The World Health Organization (WHO) finally acknowledged that e-cigarettes are less harmful relative to cigarettes.

The acknowledgment came from WHO representative Dr. Ranti Fayokun, scientist in the National Capacity-Tobacco Control Prevention of Non-Communicable Diseases during the hearing on vaping regulation conducted by the House of Representatives in December.

Dr. Fayokun’s admission was made amidst the organization’s cautious stand on e-cigarettes despite the mounting scientific evidence that they are less harmful than traditional cigarettes.

Public Health England has always maintained that e-cigarettes are 95 percent less harmful than tobacco and has encouraged smokers who can’t quit smoking to switch to the less harmful alternative.

The National Academies of Science, Engineering and Medicine in 2018 released a report stating that “completely switching from cigarettes to e-cigarettes will reduce exposure to numerous toxicants and carcinogens found in cigarettes”.

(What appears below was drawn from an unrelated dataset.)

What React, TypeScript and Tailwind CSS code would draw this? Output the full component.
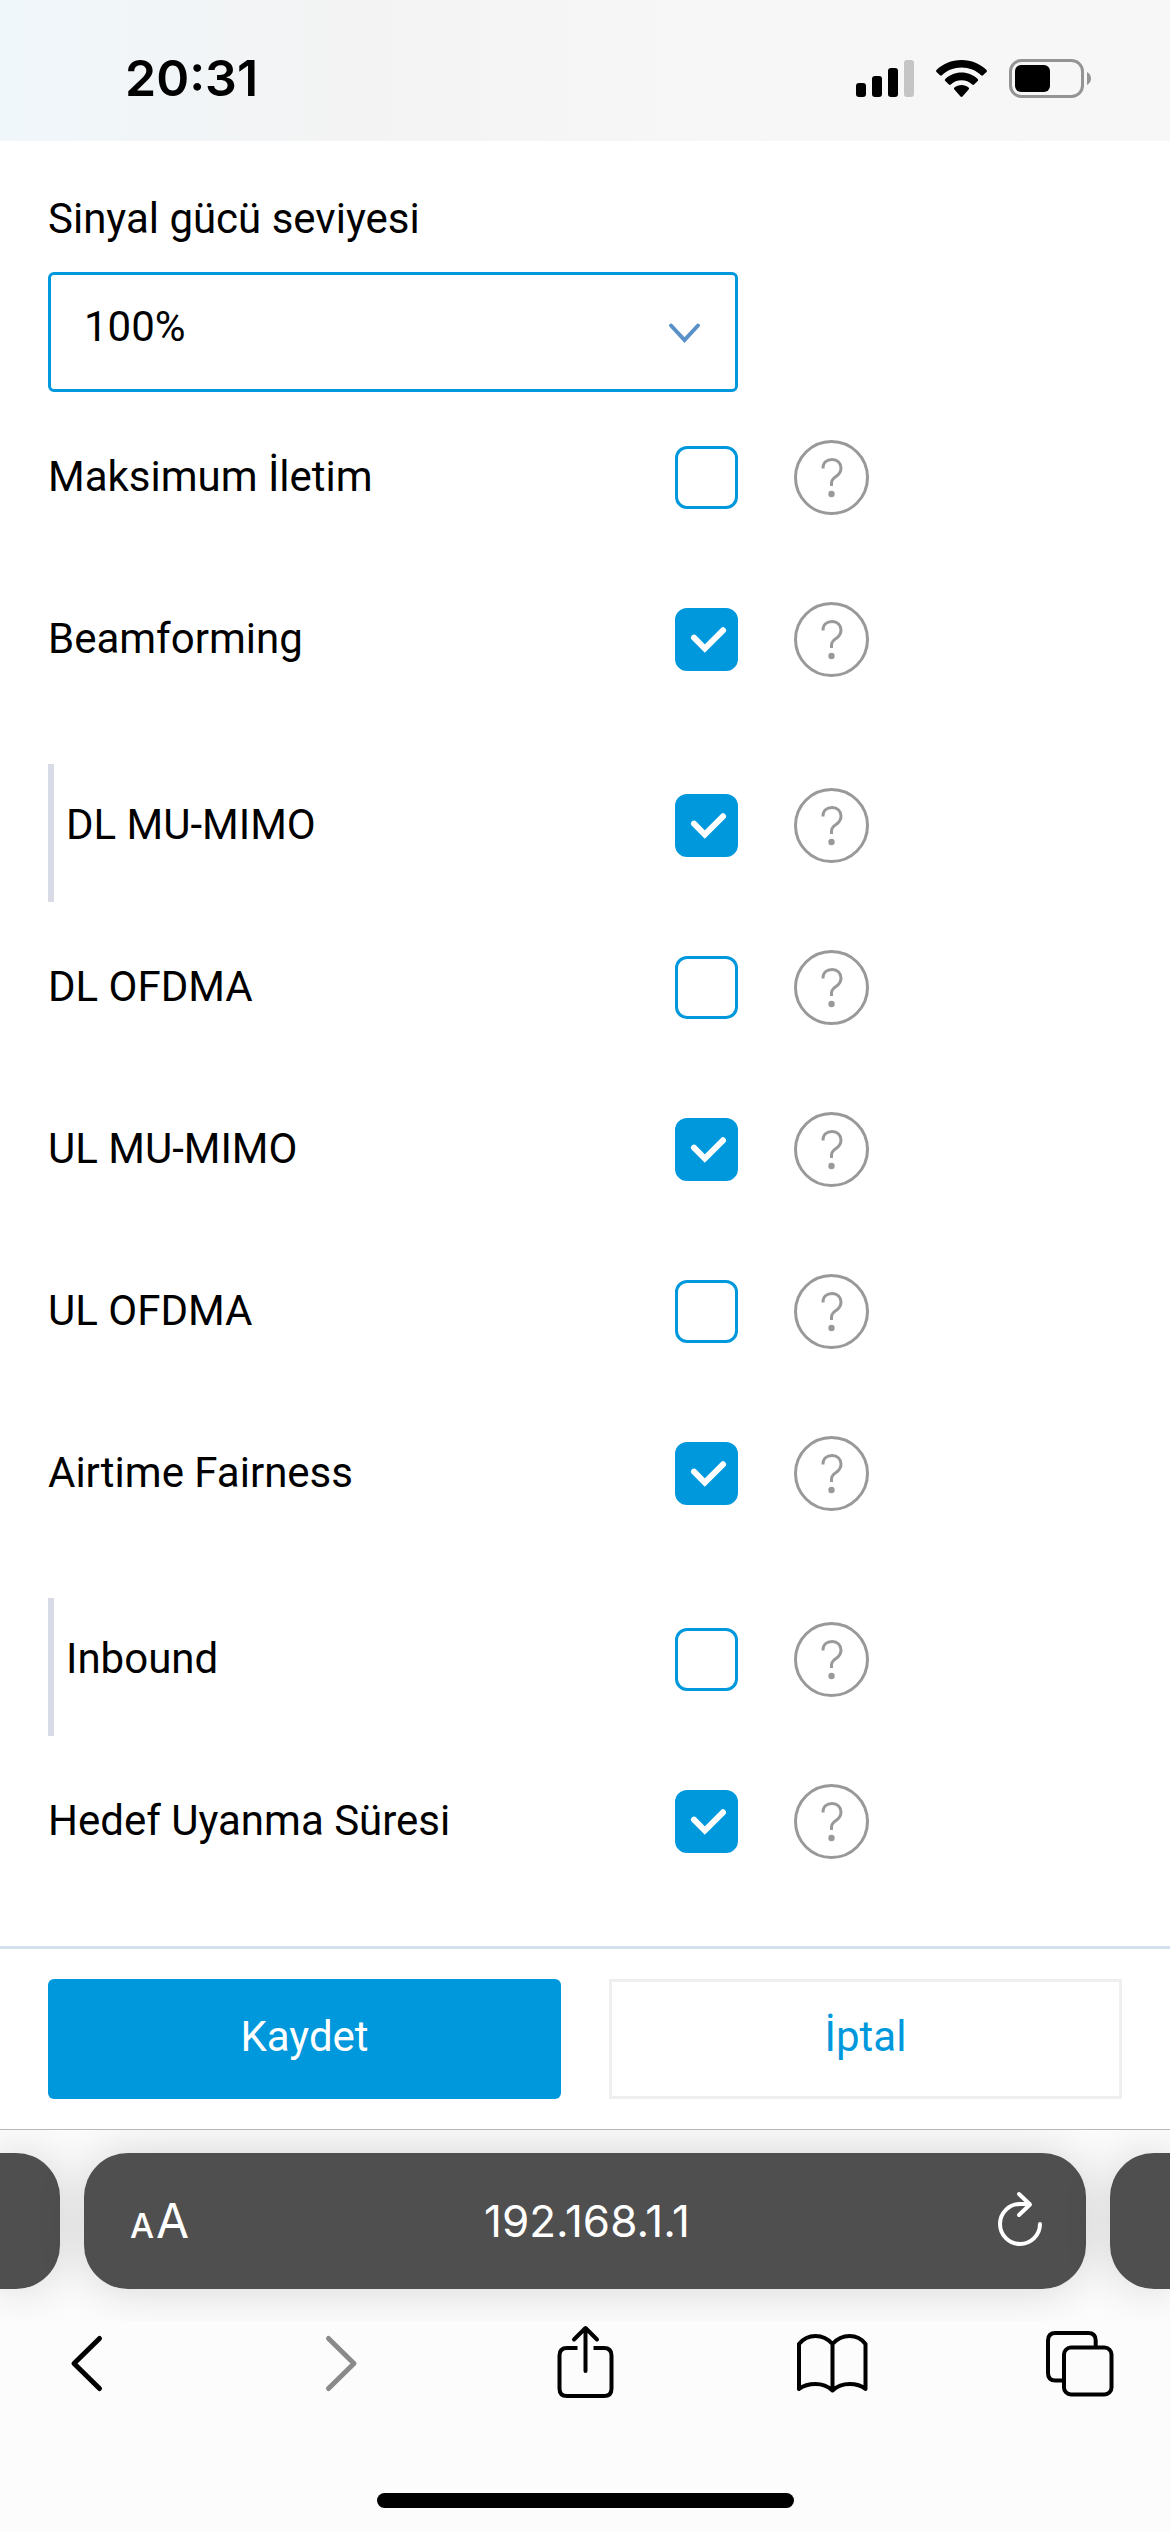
import React from "react";

type Setting = { id: string; label: string; checked: boolean; nested?: boolean };

const settings: Setting[] = [
  { id: "max-transmission", label: "Maksimum İletim", checked: false },
  { id: "beamforming", label: "Beamforming", checked: true },
  { id: "dl-mu-mimo", label: "DL MU-MIMO", checked: true, nested: true },
  { id: "dl-ofdma", label: "DL OFDMA", checked: false },
  { id: "ul-mu-mimo", label: "UL MU-MIMO", checked: true },
  { id: "ul-ofdma", label: "UL OFDMA", checked: false },
  { id: "airtime-fairness", label: "Airtime Fairness", checked: true },
  { id: "inbound", label: "Inbound", checked: false, nested: true },
  { id: "target-wake-time", label: "Hedef Uyanma Süresi", checked: true },
];

function StatusBar() {
  return (
    <header className="flex h-[141px] items-center justify-between bg-linear-to-r from-[#f0f7fb] via-[#f3f3f3] via-30% to-[#f7f7f7] to-60% pt-[15px] pr-[78px] pl-[125px] font-[Inter,sans-serif]">
      <span className="text-[50px] leading-none font-semibold">20:31</span>
      <div className="flex items-center gap-[22px]">
        <svg className="h-[39px] w-[58px]" viewBox="0 0 58 39" aria-label="Sinyal">
          <rect x="0" y="24" width="10" height="14" rx="3" />
          <rect x="16" y="17" width="10" height="21" rx="3" />
          <rect x="32" y="9" width="10" height="29" rx="3" />
          <rect x="48" y="1" width="10" height="37" rx="3" fill="#c5c5c5" />
        </svg>
        <svg className="h-[39px] w-[51px]" viewBox="0 0 51 39" aria-label="Wi-Fi">
          <path d="M25.5 1C35.5 1 44.5 5 50.5 11c.6.6.6 1.300 0 1.900L47 16.300c-.6.6-1.300.6-1.900 0C40 11.400 33 8.600 25.500 8.600S11 11.400 5.900 16.300c-.6.6-1.300.6-1.900 0L.5 12.900c-.6-.6-.6-1.300 0-1.900C6.500 5 15.500 1 25.500 1Z" />
          <path d="M25.500 13.500c6.300 0 12 2.400 16.200 6.500.6.600.6 1.300 0 1.900l-3.600 3.600c-.6.600-1.300.600-1.900 0-2.800-2.700-6.600-4.200-10.700-4.200s-7.900 1.500-10.700 4.200c-.6.600-1.300.600-1.900 0l-3.600-3.600c-.6-.6-.6-1.300 0-1.900 4.200-4.100 9.900-6.500 16.200-6.500Z" />
          <path d="M25.500 26c2.700 0 5.200 1 7.100 2.600.6.500.6 1.300 0 1.900L26.500 37.500c-.6.600-1.400.600-2 0L18.400 30.500c-.6-.6-.6-1.400 0-1.900C20.300 27 22.800 26 25.500 26Z" />
        </svg>
        <svg className="h-[39px] w-[83px]" viewBox="0 0 83 39" aria-label="Pil">
          <rect x="1.500" y="1.500" width="72" height="36" rx="11" fill="none" stroke="#949494" strokeWidth="3" />
          <rect x="6" y="6" width="35" height="27" rx="6" />
          <path d="M78 13c2.600 1.200 4 3.700 4 6.500s-1.400 5.300-4 6.500Z" fill="#949494" />
        </svg>
      </div>
    </header>
  );
}

function SettingRow({ setting }: { setting: Setting }) {
  return (
    <li
      className={
        setting.nested
          ? "mt-12 flex h-[138px] items-center border-l-6 border-[#d8dbe6] pb-4 pl-3"
          : "mt-6 flex h-[138px] items-center pb-4"
      }
    >
      <div className={setting.nested ? "flex w-[672px] items-center justify-between" : "flex w-[690px] items-center justify-between"}>
        <label htmlFor={setting.id}>{setting.label}</label>
        <span className="relative size-[63px]">
          <input
            id={setting.id}
            type="checkbox"
            defaultChecked={setting.checked}
            className="peer block size-full appearance-none rounded-xl border-3 border-[#0098dc] bg-white checked:bg-[#0098dc]"
          />
          <svg
            className="pointer-events-none absolute inset-0 hidden size-full peer-checked:block"
            viewBox="0 0 63 63"
            fill="none"
            stroke="#fff"
            strokeWidth="6"
            strokeLinecap="round"
            aria-hidden="true"
          >
            <path d="M19 29.700 29.800 40.500 48 22.300" />
          </svg>
        </span>
      </div>
      <button type="button" aria-label={setting.label + " hakkında yardım"} className="ml-14 shrink-0">
        <svg className="size-[75px]" viewBox="0 0 75 75" fill="none" stroke="#999" strokeWidth="3">
          <circle cx="37.500" cy="37.500" r="36" />
          <path d="M29 28.500V28c0-5 3.500-8.500 9.200-8.500 5.300 0 8.800 3.800 8.800 8.500 0 4-2 6.500-5 8.500s-4.500 3.500-4.500 6.500v3" />
          <circle cx="37.500" cy="54" r="3.200" fill="#999" stroke="none" />
        </svg>
      </button>
    </li>
  );
}

function BrowserBar() {
  return (
    <div className="border-t border-[#b9b9b9] bg-[#fcfcfc] font-[Inter,sans-serif]">
      <div className="flex gap-6 overflow-hidden pt-[23px] pb-8">
        <div className="h-[136px] w-15 rounded-r-[44px] bg-[#4f4f4f] shadow-[0_0_48px_rgba(0,0,0,0.16)]" />
        <div className="grid h-[136px] flex-1 grid-cols-[1fr_auto_1fr] items-center rounded-[44px] bg-[#4f4f4f] pr-[42px] pl-[46px] text-white shadow-[0_0_48px_rgba(0,0,0,0.16)]">
          <button type="button" aria-label="Sayfa ayarları" className="flex items-baseline gap-0.5 justify-self-start text-[48px] leading-none">
            <span className="text-[34px] font-medium">A</span>
            <span>A</span>
          </button>
          <button type="button" className="text-[44px] leading-none">192.168.1.1</button>
          <button type="button" aria-label="Yenile" className="justify-self-end">
            <svg className="h-15 w-12" viewBox="0 0 48 60" fill="none" stroke="currentColor" strokeWidth="4" strokeLinecap="round" strokeLinejoin="round">
              <path d="M44 33A20 20 0 1 1 24 13h9" />
              <path d="M23 3 34 13.500 23 24" />
            </svg>
          </button>
        </div>
        <div className="h-[136px] w-15 rounded-l-[44px] bg-[#4f4f4f] shadow-[0_0_48px_rgba(0,0,0,0.16)]" />
      </div>
      <nav className="flex justify-between pr-12 pl-[45px]">
        <button type="button" aria-label="Geri">
          <svg className="size-21" viewBox="0 0 84 84" fill="none" stroke="#000" strokeWidth="5" strokeLinecap="round" strokeLinejoin="round">
            <path d="M54.500 17.500 29 42.500l25.500 25" />
          </svg>
        </button>
        <button type="button" aria-label="İleri">
          <svg className="size-21" viewBox="0 0 84 84" fill="none" stroke="#8a8a8a" strokeWidth="5" strokeLinecap="round" strokeLinejoin="round">
            <path d="m35.500 17.500 25.500 25-25.500 25" />
          </svg>
        </button>
        <button type="button" aria-label="Paylaş">
          <svg className="size-21" viewBox="0 0 84 84" fill="none" stroke="#000" strokeWidth="4" strokeLinejoin="round">
            <path d="M35.500 27H25q-7.500 0-7.500 7.500v33Q17.500 75 25 75h37q7.500 0 7.500-7.500v-33Q69.500 27 62 27H51.500" />
            <path d="M43.500 7.500V50M32 18.500l11.500-11.500L55 18.500" strokeLinecap="round" />
          </svg>
        </button>
        <button type="button" aria-label="Yer imleri">
          <svg className="size-21" viewBox="0 0 84 84" fill="none" stroke="#000" strokeWidth="4" strokeLinecap="round" strokeLinejoin="round">
            <path d="M9 23q6.500-8 16.500-8t17 8q7-8 17-8t16 8v45q-6-5-16-5t-17 6.500Q35.500 63 25.500 63T9 68ZM42.500 23v46" />
          </svg>
        </button>
        <button type="button" aria-label="Sekmeler">
          <svg className="size-21" viewBox="0 0 84 84" fill="none" stroke="#000" strokeWidth="4">
            <rect x="26" y="26.500" width="47.500" height="47" rx="7" />
            <path d="M57.700 26v-6.500q0-7.500-7.500-7.500H17.500Q10 12 10 19.500V52q0 7.500 7.500 7.500H26" />
          </svg>
        </button>
      </nav>
      <div className="mx-auto mt-22 mb-6 h-[15px] w-[417px] rounded-full bg-black" />
    </div>
  );
}

export default function App() {
  return (
    <div className="flex min-h-screen flex-col bg-white font-[Roboto,sans-serif] text-[42px] leading-[56px] text-black">
      <StatusBar />
      <form className="flex flex-1 flex-col">
        <main className="px-12 pt-[50px] pb-12">
          <label htmlFor="signal-level" className="block">Sinyal gücü seviyesi</label>
          <div className="relative mt-[25px] w-full max-w-[690px]">
            <select
              id="signal-level"
              defaultValue="100"
              className="block h-30 w-full appearance-none rounded-md border-3 border-[#0098dc] bg-white pb-[11px] pl-[33px]"
            >
              <option value="100">100%</option>
            </select>
            <svg
              className="pointer-events-none absolute top-[50px] right-9 h-6 w-9"
              viewBox="0 0 36 24"
              fill="none"
              stroke="#5990c8"
              strokeWidth="4"
              strokeLinecap="round"
              aria-hidden="true"
            >
              <path d="M5 3.500 18.500 18 32 3.500" />
            </svg>
          </div>
          <ul>
            {settings.map((setting) => (
              <SettingRow key={setting.id} setting={setting} />
            ))}
          </ul>
        </main>
        <div className="mt-auto grid grid-cols-2 gap-12 border-t-3 border-[#d4e0ee] px-12 py-[30px]">
          <button type="submit" className="h-30 rounded-md bg-[#0098dc] pb-1 text-white">Kaydet</button>
          <button type="button" className="h-30 border-3 border-[#eeeff1] bg-white pb-1 text-[#0098dc]">İptal</button>
        </div>
      </form>
      <BrowserBar />
    </div>
  );
}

“They (World Health Organization) are saying if you are a country that cannot produce regulation and cannot enforce regulation, you must ban. That, to me, is a contradiction. A country cannot regulate perfectly, but the last thing it should do is ban because the black market will proliferate. This is an issue that is extremely important to children.  If we ban things, if we do not regulate things, we create a black market that does not care about children, that does not care about elderly people, that does not care about us at all,” Dr. Andrew da Roza, an addictions psychotherapist and lawyer, said at the congressional hearing.

A ban on electronic cigarettes and heat-not-burn tobacco products will only create a black market that will be disastrous to public health, according to international public health experts who attended the hearing.

“If you ban them, there will simply be a black market. When the United States banned alcohol in the 1900s, that did not work out,” said Dr. Andrew da Roza.